PD Editorial: A more equitable EV incentive plan
As California’s transition to electric vehicles accelerates, it’s good to see the state shift incentives toward lower-income car buyers.
The state is phasing out the Clean Vehicle Rebate Project, launched in 2010, at the end of this year. It will instead expand subsidies for lower-income Californians who can’t afford cleaner, more sustainable and more expensive electric vehicles.
Under the new guidelines, Californians who earn more than 300% of the federal poverty level will no longer qualify for state subsidies when purchasing an electric car. This is a significant shift from the previous program, which extended benefits to individuals earning up to $135,000 and joint filers earning up to $200,000, with varying rebate amounts. These incentives no doubt contributed to the state’s rapid adoption of electric vehicles. As Bloomberg recently reported, EVs account for a remarkable 22% of new car sales here — a jump from 2% in just five years.
But the task now is to democratize clean transportation. To achieve this, the state must make electric cars accessible to people of all incomes. In many ways, this is the heavier lift.
Stark disparities in electric car ownership occur across California’s ZIP codes. A look at state registration figures reveals that Los Angeles County, thanks to its size and number of wealthy residents, has more newly registered light-duty zero-emissions vehicles than anywhere else.
In Sonoma County, EVs were about 18% of new 2022 registrations, but in wealthy Santa Clara County, 1 in 3 new vehicle registrations were zero-emissions vehicles. In counties like Trinity, Siskiyou or Del Norte, those percentages fell into the single digits. In Modoc County last year, the county’s lone new EV registration accounted for less than 1% of sales.
Critics of the new subsidy policies might argue that ending rebates for middle-to-higher-income buyers could discourage EV adoption. Perhaps that’s true at the margins. The fact is that many Californians can afford the more expensive vehicles. The discounts are gravy.
Meanwhile, targeting state support at buyers for whom EVs fall on the fringes of affordability will encourage more sales. Reaching those car owners is essential if the state is to achieve its goals of electrifying 35% of new vehicles by 2026, 68% by 2030 and 100% by 2035.

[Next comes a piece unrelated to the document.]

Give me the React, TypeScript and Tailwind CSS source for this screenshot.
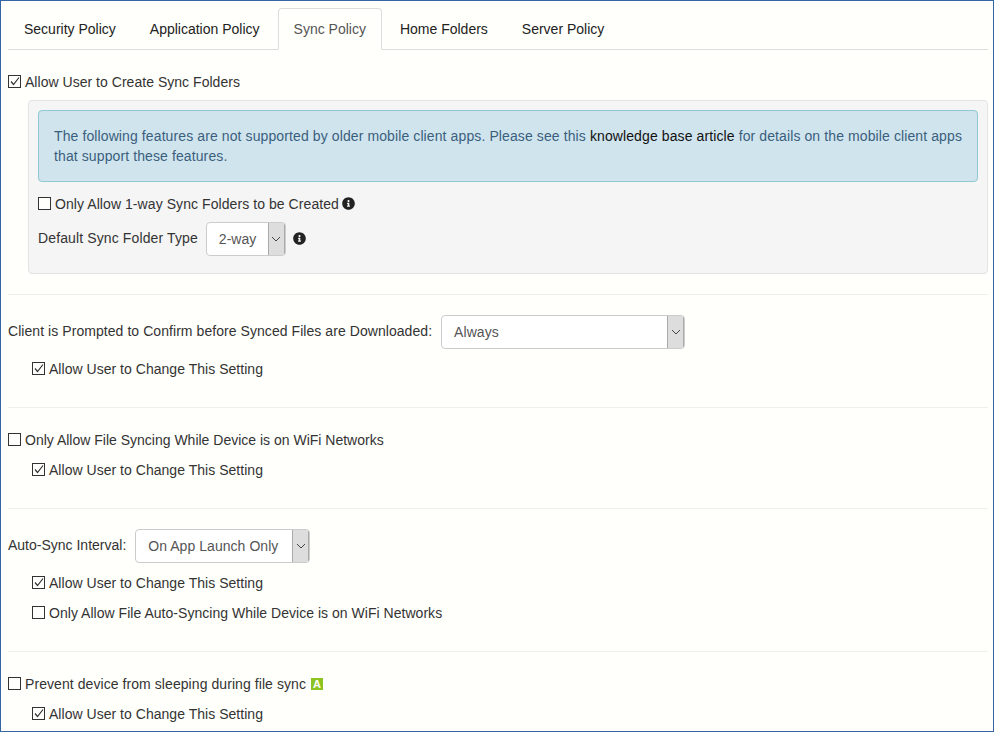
import { FaInfoCircle } from 'react-icons/fa'

const tabs = ['Security Policy', 'Application Policy', 'Sync Policy', 'Home Folders', 'Server Policy']

const Check = ({
  label,
  checked,
  className = '',
  tracking = 'tracking-[0.03px]',
}: {
  label: string
  checked?: boolean
  className?: string
  tracking?: string
}) => (
  <label className={`flex items-center gap-[4px] h-[20px] ${className}`}>
    <span className="relative -top-[1px] w-[13px] h-[13px] border border-[#333] bg-[#fffffb] shrink-0 flex items-center justify-center">
      {checked && (
        <svg width="11" height="11" viewBox="0 0 11 11" fill="none" stroke="#333" strokeWidth="1.2">
          <path d="M2 5.5 L4.5 8.5 L10 1.5" />
        </svg>
      )}
    </span>
    <span className={tracking}>{label}</span>
  </label>
)

const Select = ({ value, width }: { value: string; width: string }) => (
  <div className={`${width} h-[34px] flex bg-white border border-[#ccc] rounded-[4px] overflow-hidden text-[#555]`}>
    <span className="flex-1 pl-[12px] leading-[32px] tracking-[0.05px]">{value}</span>
    <span className="w-[17px] bg-[#ddd] border-l border-r border-[#aaa] flex items-center justify-center">
      <svg width="10" height="6" viewBox="0 0 10 6" fill="none" stroke="#444" strokeWidth="1">
        <path d="M1 1 L5 5 L9 1" />
      </svg>
    </span>
  </div>
)

const Divider = ({ className = '' }: { className?: string }) => <div className={`h-px bg-[#eeeeea] ${className}`} />

export default function App() {
  return (
    <div
      className="w-[994px] h-[732px] border border-[#3465a4] overflow-hidden bg-[#fffffb] pl-[7px] pr-[5px] text-[14px] text-[#333]"
      style={{ fontFamily: '"Liberation Sans", Arial, sans-serif' }}
    >
      {/* Tabs */}
      <div className="mt-[7px] h-[42px] border-b border-[#ddd] flex gap-[2px]">
        {tabs.map((tab) => (
          <div
            key={tab}
            className={
              tab === 'Sync Policy'
                ? 'h-[42px] px-[15px] border border-[#ddd] border-b-[#fffffb] rounded-t-[4px] bg-[#fffffb] text-[#555] leading-[40px]'
                : 'h-[41px] px-[16px] text-[#222] leading-[42px]'
            }
          >
            {tab}
          </div>
        ))}
      </div>

      {/* Create sync folders */}
      <Check className="mt-[22px]" label="Allow User to Create Sync Folders" checked />
      <div className="mt-[8px] ml-[20px] h-[174px] border border-[#e3e3e3] rounded-[4px] bg-[#f5f5f5] p-[9px]">
        <div className="h-[72px] border border-[#8ec8d2] rounded-[4px] bg-[#d0e4ee] pl-[15px] pr-[6px] py-[15px] leading-[20px] text-[#3a5f7d] tracking-[0.105px]">
          The following features are not supported by older mobile client apps. Please see this{' '}
          <a className="text-[#111]">knowledge base article</a> for details on the mobile client apps
          <br />
          that support these features.
        </div>
        <div className="mt-[12px] flex items-center gap-[3px]">
          <Check label="Only Allow 1-way Sync Folders to be Created" tracking="tracking-[0.07px]" />
          <FaInfoCircle className="relative -top-[1px] w-[13px] h-[13px] text-[#222]" />
        </div>
        <div className="mt-[8px] flex items-center">
          <span className="relative -top-[1px] tracking-[0.12px]">Default Sync Folder Type</span>
          <div className="ml-[8px]">
            <Select value="2-way" width="w-[80px]" />
          </div>
          <FaInfoCircle className="relative -top-[1px] ml-[7px] w-[13px] h-[13px] text-[#222]" />
        </div>
      </div>
      <Divider className="mt-[20px]" />

      {/* Download prompt */}
      <div className="mt-[20px] flex items-center h-[34px]">
        <span className="relative -top-[1px] tracking-[0.06px]">
          Client is Prompted to Confirm before Synced Files are Downloaded:
        </span>
        <div className="ml-[9px]">
          <Select value="Always" width="w-[244px]" />
        </div>
      </div>
      <Check className="mt-[10px] ml-[24px]" label="Allow User to Change This Setting" checked />
      <Divider className="mt-[28px]" />

      {/* WiFi only */}
      <Check className="mt-[22px]" label="Only Allow File Syncing While Device is on WiFi Networks" tracking="tracking-normal" />
      <Check className="mt-[10px] ml-[24px]" label="Allow User to Change This Setting" checked />
      <Divider className="mt-[28px]" />

      {/* Auto-sync */}
      <div className="mt-[20px] flex items-center h-[34px]">
        <span className="relative -top-[1px]">Auto-Sync Interval:</span>
        <div className="ml-[9px]">
          <Select value="On App Launch Only" width="w-[175px]" />
        </div>
      </div>
      <Check className="mt-[10px] ml-[24px]" label="Allow User to Change This Setting" checked />
      <Check className="mt-[10px] ml-[24px]" label="Only Allow File Auto-Syncing While Device is on WiFi Networks" />
      <Divider className="mt-[28px]" />

      {/* Sleep */}
      <div className="mt-[22px] flex items-center gap-[5px]">
        <Check label="Prevent device from sleeping during file sync" tracking="tracking-[0.07px]" />
        <span className="w-[12px] h-[12px] bg-[#8fc31f] text-white text-[11px] font-bold leading-[12px] text-center">A</span>
      </div>
      <Check className="mt-[10px] ml-[24px]" label="Allow User to Change This Setting" checked />
    </div>
  )
}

The statewide expansion of the Clean Cars 4 All program next year will offer income-
eligible residents up to $12,000 to replace older gas-powered vehicles with cleaner alternatives. Federal tax credits will continue to incentivize eligible buyers.
As a next step, state leaders should double down on the charging infrastructure investments necessary to bring this transition home. The state’s most populous and prosperous counties have thousands of EV charging stations, while some smaller, less wealthy counties are home to as few as a dozen, according to state energy officials. California must address this disparity so that lower-income people incentivized to buy new EVs can charge them.
California’s decision to refocus EV incentives on lower-income buyers is not just a matter of equity; it’s a step toward a more sustainable and environmentally responsible future. The state has a pivotal role in electrifying its transportation sector, and this shift in incentives reflects a thoughtful approach to ensure that no one is left behind in the electric vehicle revolution.